Wednesday, August 8th, 2007
I bought Orson Welles’s last movie, F for Fake, about 6 months ago. It was one of those movies with the classic story: it wasn’t received well at the time, but has found a new appreciation lately, culminating with a Criterion DVD release. Over the last 6 months, I hadn’t had any time to watch it, but I finally got around to it, and it was fantastic. It was a little hard for me to get into for the first 5 minutes, and throughout the movie there were a few times when I nearly said aloud, “Welles is SO full of himself.” Something about the non-traditional style of editing and storytelling could be mistaken for pompous, or elitist; indeed, even the crowd of people that Welles is both documenting and hanging out with through the film seems like a bunch of nancies.
Yes, that picture is a real scene, and it’s real dialogue from the movie. Like I said — total nancies. “Steak au poivre?” Give me a break. There was, however, a chance to overlook these faults. The story is so interesting that you can choose to forget about how awesome everyone thinks they are.
The documentary focuses on a guy named Elmyr deHory, who was an amazing art forger, mimicking styles, almost any style, so well that the art dealers themselves couldn’t distinguish between Elmyr’s and the artists’ works. It ties in other notorious fakers of the time, from the biographer who did a purposely poor job purporting facts about deHory, to Welles himself (notorious, of course, for his War of the Worlds radio broadcast). The documentary, even, could be considered something of a fake, considering the manner in which is blends arthouse editing techniques, and even creates faked dialogues between people in the movie (“A mere technicality!” screams Michael Moore).

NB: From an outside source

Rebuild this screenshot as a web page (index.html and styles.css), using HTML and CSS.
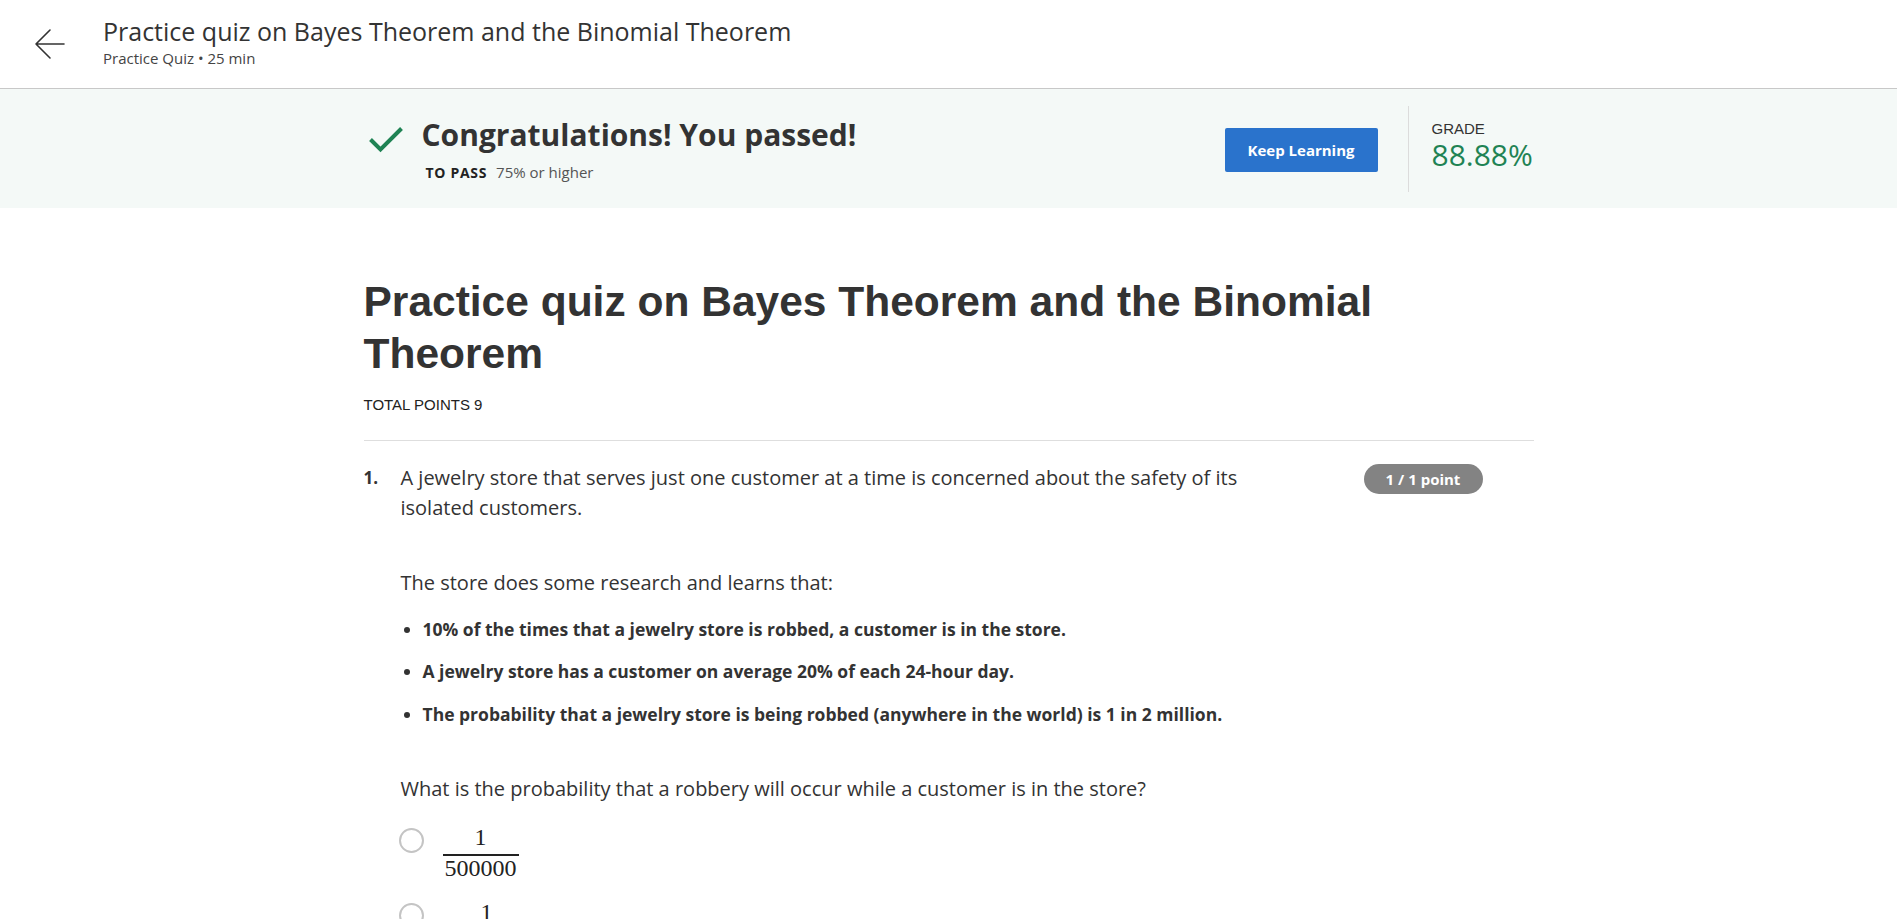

But there are many interesting questions and themes to pull out of it, and it was these that made the movie very much worth the watch.
At one time, Welles mentions that “you could take one of deHory’s faked paintings to an art expert and say, ‘This is a fake version of Modigliani. Can you tell?’ And the expert immediately goes into saying, ‘Yes, of course. Modigliani would never have the line of the arm parallel to the body like this, and the background is too boring.’ Take the same painting to another supposed expert, and tell them that it is a real Modigliani, and how can you tell, and he will immediately start using those same elements to support it being by Modigliani.” And then would offer to sell it.
So what are experts really experts of? Why isn’t an artist who can mimic a style that well an artist himself? And then, of course, what is art?
The above painting is by deHory, and the lower one is by Modigliani. By claiming his paintings were original Modiglianis, Picassos, etc., deHory was able to have them hung in museums all over the world, and they’ve fetched thousands of dollars.
Just the character of deHory, and how incredible an artist he is, is astounding and makes F for Fake worth the 88 minutes you’ll spend watching it. After studying artists as closely as he has, deHory can tell so much about the artist’s style…things you would never know, such as that one artist “was hesitant in his line making. I’ve had to make my hand more hesitant to mimic him.”
Wells is a master of storytelling, and did a great job in his last film. If you can get by the almost-experimental editing style (quick cuts, bits of dialogue stuck in to progress the narrator’s conversation with the viewer, etc.), it’s a very enjoyable hour-and-a-half.